- Dataset excerpt -
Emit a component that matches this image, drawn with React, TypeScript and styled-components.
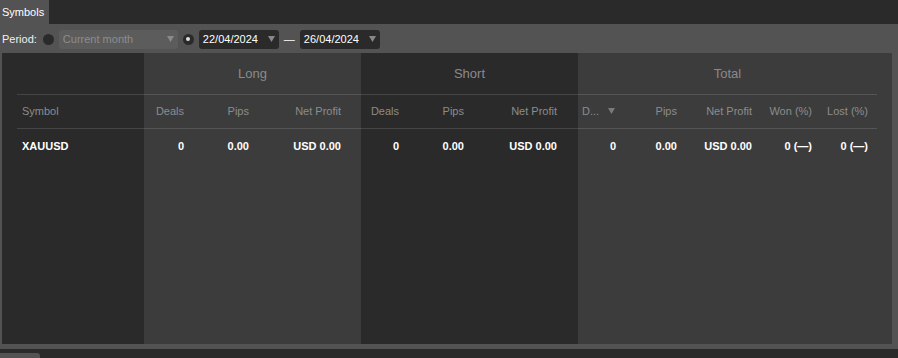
import React from "react";
import styled, { createGlobalStyle } from "styled-components";

const GlobalStyle = createGlobalStyle`
  html, body { margin: 0; padding: 0; background: #2a2a2a; }
  body { font-family: "Liberation Sans", Arial, sans-serif; }
  * { box-sizing: border-box; }
`;

const Page = styled.div`
  width: 898px;
  height: 358px;
  display: flex;
  flex-direction: column;
  background: #2a2a2a;
  font-family: "Liberation Sans", Arial, sans-serif;
  font-size: 11px;
  color: #fff;
  overflow: hidden;
`;

const TabBar = styled.div`
  height: 24px;
  display: flex;
  background: #2a2a2a;
`;

const Tab = styled.div`
  width: 49px;
  height: 24px;
  padding-left: 2px;
  display: flex;
  align-items: center;
  background: #535353;
  color: #fff;
  font-size: 11px;
`;

const Content = styled.div`
  height: 325px;
  display: flex;
  flex-direction: column;
  background: #535353;
  padding: 0 6px 5px 2px;
`;

const Toolbar = styled.div`
  height: 29px;
  display: flex;
  align-items: center;
  gap: 5px;
  padding-top: 1px;
`;

const Label = styled.span`
  color: #f0f0f0;
  font-size: 11px;
  margin-right: 1px;
`;

const Radio = styled.span<{ $checked?: boolean }>`
  width: 11px;
  height: 11px;
  border-radius: 50%;
  background: #2a2a2a;
  display: flex;
  align-items: center;
  justify-content: center;
  &::after {
    content: "";
    width: 4px;
    height: 4px;
    border-radius: 50%;
    background: ${(p) => (p.$checked ? "#e0e0e0" : "transparent")};
  }
`;

const Select = styled.div<{ $w: number; $disabled?: boolean }>`
  width: ${(p) => p.$w}px;
  height: 19px;
  border-radius: 3px;
  background: ${(p) => (p.$disabled ? "#5c5c5c" : "#2a2a2a")};
  color: ${(p) => (p.$disabled ? "#8c8c8c" : "#ffffff")};
  display: flex;
  align-items: center;
  justify-content: space-between;
  padding: 0 4px 0 4px;
  font-size: 11px;
`;

const Dash = styled.span`
  color: #fff;
  font-size: 11px;
`;

const Panel = styled.div`
  flex: 1;
  display: flex;
  background: #3c3c3c;
`;

const Group = styled.div<{ $w: number; $dark?: boolean; $padL?: number; $padR?: number }>`
  width: ${(p) => p.$w}px;
  flex: ${(p) => (p.$w ? "none" : "1")};
  background: ${(p) => (p.$dark ? "#2a2a2a" : "#3c3c3c")};
  padding-left: ${(p) => p.$padL || 0}px;
  padding-right: ${(p) => p.$padR || 0}px;
  display: flex;
  flex-direction: column;
`;

const GroupHeader = styled.div`
  height: 42px;
  display: flex;
  align-items: center;
  justify-content: center;
  border-bottom: 1px solid rgba(255, 255, 255, 0.13);
  color: #8a8a8a;
  font-size: 13px;
`;

const HeaderRow = styled.div`
  height: 34px;
  display: flex;
  align-items: center;
  padding-bottom: 2px;
  border-bottom: 1px solid rgba(255, 255, 255, 0.13);
  color: #8c8c8c;
  font-size: 11px;
`;

const DataRow = styled.div`
  height: 34px;
  display: flex;
  align-items: center;
  color: #ffffff;
  font-size: 11px;
  font-weight: bold;
`;

const Cell = styled.div<{ $w?: number; $left?: boolean }>`
  width: ${(p) => (p.$w ? `${p.$w}px` : "auto")};
  flex: ${(p) => (p.$w ? "none" : "1")};
  text-align: ${(p) => (p.$left ? "left" : "right")};
  padding-left: ${(p) => (p.$left ? 5 : 0)}px;
  white-space: nowrap;
`;

const SortCell = styled.div<{ $w: number }>`
  width: ${(p) => p.$w}px;
  display: flex;
  align-items: center;
  justify-content: space-between;
  padding-left: 4px;
  padding-right: 1px;
  white-space: nowrap;
`;

const BottomBar = styled.div`
  height: 9px;
  display: flex;
  align-items: flex-end;
  background: #2a2a2a;
`;

const BottomTab = styled.div`
  width: 40px;
  height: 5px;
  background: #535353;
  border-top-right-radius: 3px;
`;

const Arrow = ({ color = "#888" }: { color?: string }) => (
  <svg width="7" height="6" viewBox="0 0 7 6">
    <polygon points="0,0 7,0 3.5,6" fill={color} />
  </svg>
);

type Col = { label: string; w: number; value: string };

const longCols: Col[] = [
  { label: "Deals", w: 40, value: "0" },
  { label: "Pips", w: 65, value: "0.00" },
  { label: "Net Profit", w: 92, value: "USD 0.00" },
];
const shortCols: Col[] = [
  { label: "Deals", w: 38, value: "0" },
  { label: "Pips", w: 65, value: "0.00" },
  { label: "Net Profit", w: 93, value: "USD 0.00" },
];
const totalCols: Col[] = [
  { label: "Pips", w: 61, value: "0.00" },
  { label: "Net Profit", w: 75, value: "USD 0.00" },
  { label: "Won (%)", w: 60, value: "0 (—)" },
  { label: "Lost (%)", w: 56, value: "0 (—)" },
];

const DataGroup = ({ title, cols, dark }: { title: string; cols: Col[]; dark?: boolean }) => (
  <Group $w={217} $dark={dark}>
    <GroupHeader>{title}</GroupHeader>
    <HeaderRow>
      {cols.map((c) => (
        <Cell key={c.label} $w={c.w}>{c.label}</Cell>
      ))}
    </HeaderRow>
    <DataRow>
      {cols.map((c) => (
        <Cell key={c.label} $w={c.w}>{c.value}</Cell>
      ))}
    </DataRow>
  </Group>
);

export default function App() {
  return (
    <Page>
      <GlobalStyle />
      <TabBar>
        <Tab>Symbols</Tab>
      </TabBar>
      <Content>
        <Toolbar>
          <Label>Period:</Label>
          <Radio />
          <Select $w={119} $disabled>
            <span>Current month</span>
            <Arrow color="#8a8a8a" />
          </Select>
          <Radio $checked />
          <Select $w={80}>
            <span>22/04/2024</span>
            <Arrow />
          </Select>
          <Dash>—</Dash>
          <Select $w={80}>
            <span>26/04/2024</span>
            <Arrow />
          </Select>
        </Toolbar>
        <Panel>
          <Group $w={142} $dark $padL={15}>
            <GroupHeader />
            <HeaderRow>
              <Cell $left>Symbol</Cell>
            </HeaderRow>
            <DataRow>
              <Cell $left>XAUUSD</Cell>
            </DataRow>
          </Group>
          <DataGroup title="Long" cols={longCols} />
          <DataGroup title="Short" cols={shortCols} dark />
          <Group $w={0} $padR={15}>
            <GroupHeader>Total</GroupHeader>
            <HeaderRow>
              <SortCell $w={38}>
                <span>D...</span>
                <Arrow color="#7a7a7a" />
              </SortCell>
              {totalCols.map((c) => (
                <Cell key={c.label} $w={c.w}>{c.label}</Cell>
              ))}
            </HeaderRow>
            <DataRow>
              <Cell $w={38}>0</Cell>
              {totalCols.map((c) => (
                <Cell key={c.label} $w={c.w}>{c.value}</Cell>
              ))}
            </DataRow>
          </Group>
        </Panel>
      </Content>
      <BottomBar>
        <BottomTab />
      </BottomBar>
    </Page>
  );
}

- Task details -
Copy the listing in full and without alteration, omitting every picture.

- The answer -
Emit a component that matches this image, drawn with React, TypeScript and styled-components.
import React from "react";
import styled, { createGlobalStyle } from "styled-components";

const GlobalStyle = createGlobalStyle`
  html, body { margin: 0; padding: 0; background: #2a2a2a; }
  body { font-family: "Liberation Sans", Arial, sans-serif; }
  * { box-sizing: border-box; }
`;

const Page = styled.div`
  width: 898px;
  height: 358px;
  display: flex;
  flex-direction: column;
  background: #2a2a2a;
  font-family: "Liberation Sans", Arial, sans-serif;
  font-size: 11px;
  color: #fff;
  overflow: hidden;
`;

const TabBar = styled.div`
  height: 24px;
  display: flex;
  background: #2a2a2a;
`;

const Tab = styled.div`
  width: 49px;
  height: 24px;
  padding-left: 2px;
  display: flex;
  align-items: center;
  background: #535353;
  color: #fff;
  font-size: 11px;
`;

const Content = styled.div`
  height: 325px;
  display: flex;
  flex-direction: column;
  background: #535353;
  padding: 0 6px 5px 2px;
`;

const Toolbar = styled.div`
  height: 29px;
  display: flex;
  align-items: center;
  gap: 5px;
  padding-top: 1px;
`;

const Label = styled.span`
  color: #f0f0f0;
  font-size: 11px;
  margin-right: 1px;
`;

const Radio = styled.span<{ $checked?: boolean }>`
  width: 11px;
  height: 11px;
  border-radius: 50%;
  background: #2a2a2a;
  display: flex;
  align-items: center;
  justify-content: center;
  &::after {
    content: "";
    width: 4px;
    height: 4px;
    border-radius: 50%;
    background: ${(p) => (p.$checked ? "#e0e0e0" : "transparent")};
  }
`;

const Select = styled.div<{ $w: number; $disabled?: boolean }>`
  width: ${(p) => p.$w}px;
  height: 19px;
  border-radius: 3px;
  background: ${(p) => (p.$disabled ? "#5c5c5c" : "#2a2a2a")};
  color: ${(p) => (p.$disabled ? "#8c8c8c" : "#ffffff")};
  display: flex;
  align-items: center;
  justify-content: space-between;
  padding: 0 4px 0 4px;
  font-size: 11px;
`;

const Dash = styled.span`
  color: #fff;
  font-size: 11px;
`;

const Panel = styled.div`
  flex: 1;
  display: flex;
  background: #3c3c3c;
`;

const Group = styled.div<{ $w: number; $dark?: boolean; $padL?: number; $padR?: number }>`
  width: ${(p) => p.$w}px;
  flex: ${(p) => (p.$w ? "none" : "1")};
  background: ${(p) => (p.$dark ? "#2a2a2a" : "#3c3c3c")};
  padding-left: ${(p) => p.$padL || 0}px;
  padding-right: ${(p) => p.$padR || 0}px;
  display: flex;
  flex-direction: column;
`;

const GroupHeader = styled.div`
  height: 42px;
  display: flex;
  align-items: center;
  justify-content: center;
  border-bottom: 1px solid rgba(255, 255, 255, 0.13);
  color: #8a8a8a;
  font-size: 13px;
`;

const HeaderRow = styled.div`
  height: 34px;
  display: flex;
  align-items: center;
  padding-bottom: 2px;
  border-bottom: 1px solid rgba(255, 255, 255, 0.13);
  color: #8c8c8c;
  font-size: 11px;
`;

const DataRow = styled.div`
  height: 34px;
  display: flex;
  align-items: center;
  color: #ffffff;
  font-size: 11px;
  font-weight: bold;
`;

const Cell = styled.div<{ $w?: number; $left?: boolean }>`
  width: ${(p) => (p.$w ? `${p.$w}px` : "auto")};
  flex: ${(p) => (p.$w ? "none" : "1")};
  text-align: ${(p) => (p.$left ? "left" : "right")};
  padding-left: ${(p) => (p.$left ? 5 : 0)}px;
  white-space: nowrap;
`;

const SortCell = styled.div<{ $w: number }>`
  width: ${(p) => p.$w}px;
  display: flex;
  align-items: center;
  justify-content: space-between;
  padding-left: 4px;
  padding-right: 1px;
  white-space: nowrap;
`;

const BottomBar = styled.div`
  height: 9px;
  display: flex;
  align-items: flex-end;
  background: #2a2a2a;
`;

const BottomTab = styled.div`
  width: 40px;
  height: 5px;
  background: #535353;
  border-top-right-radius: 3px;
`;

const Arrow = ({ color = "#888" }: { color?: string }) => (
  <svg width="7" height="6" viewBox="0 0 7 6">
    <polygon points="0,0 7,0 3.5,6" fill={color} />
  </svg>
);

type Col = { label: string; w: number; value: string };

const longCols: Col[] = [
  { label: "Deals", w: 40, value: "0" },
  { label: "Pips", w: 65, value: "0.00" },
  { label: "Net Profit", w: 92, value: "USD 0.00" },
];
const shortCols: Col[] = [
  { label: "Deals", w: 38, value: "0" },
  { label: "Pips", w: 65, value: "0.00" },
  { label: "Net Profit", w: 93, value: "USD 0.00" },
];
const totalCols: Col[] = [
  { label: "Pips", w: 61, value: "0.00" },
  { label: "Net Profit", w: 75, value: "USD 0.00" },
  { label: "Won (%)", w: 60, value: "0 (—)" },
  { label: "Lost (%)", w: 56, value: "0 (—)" },
];

const DataGroup = ({ title, cols, dark }: { title: string; cols: Col[]; dark?: boolean }) => (
  <Group $w={217} $dark={dark}>
    <GroupHeader>{title}</GroupHeader>
    <HeaderRow>
      {cols.map((c) => (
        <Cell key={c.label} $w={c.w}>{c.label}</Cell>
      ))}
    </HeaderRow>
    <DataRow>
      {cols.map((c) => (
        <Cell key={c.label} $w={c.w}>{c.value}</Cell>
      ))}
    </DataRow>
  </Group>
);

export default function App() {
  return (
    <Page>
      <GlobalStyle />
      <TabBar>
        <Tab>Symbols</Tab>
      </TabBar>
      <Content>
        <Toolbar>
          <Label>Period:</Label>
          <Radio />
          <Select $w={119} $disabled>
            <span>Current month</span>
            <Arrow color="#8a8a8a" />
          </Select>
          <Radio $checked />
          <Select $w={80}>
            <span>22/04/2024</span>
            <Arrow />
          </Select>
          <Dash>—</Dash>
          <Select $w={80}>
            <span>26/04/2024</span>
            <Arrow />
          </Select>
        </Toolbar>
        <Panel>
          <Group $w={142} $dark $padL={15}>
            <GroupHeader />
            <HeaderRow>
              <Cell $left>Symbol</Cell>
            </HeaderRow>
            <DataRow>
              <Cell $left>XAUUSD</Cell>
            </DataRow>
          </Group>
          <DataGroup title="Long" cols={longCols} />
          <DataGroup title="Short" cols={shortCols} dark />
          <Group $w={0} $padR={15}>
            <GroupHeader>Total</GroupHeader>
            <HeaderRow>
              <SortCell $w={38}>
                <span>D...</span>
                <Arrow color="#7a7a7a" />
              </SortCell>
              {totalCols.map((c) => (
                <Cell key={c.label} $w={c.w}>{c.label}</Cell>
              ))}
            </HeaderRow>
            <DataRow>
              <Cell $w={38}>0</Cell>
              {totalCols.map((c) => (
                <Cell key={c.label} $w={c.w}>{c.value}</Cell>
              ))}
            </DataRow>
          </Group>
        </Panel>
      </Content>
      <BottomBar>
        <BottomTab />
      </BottomBar>
    </Page>
  );
}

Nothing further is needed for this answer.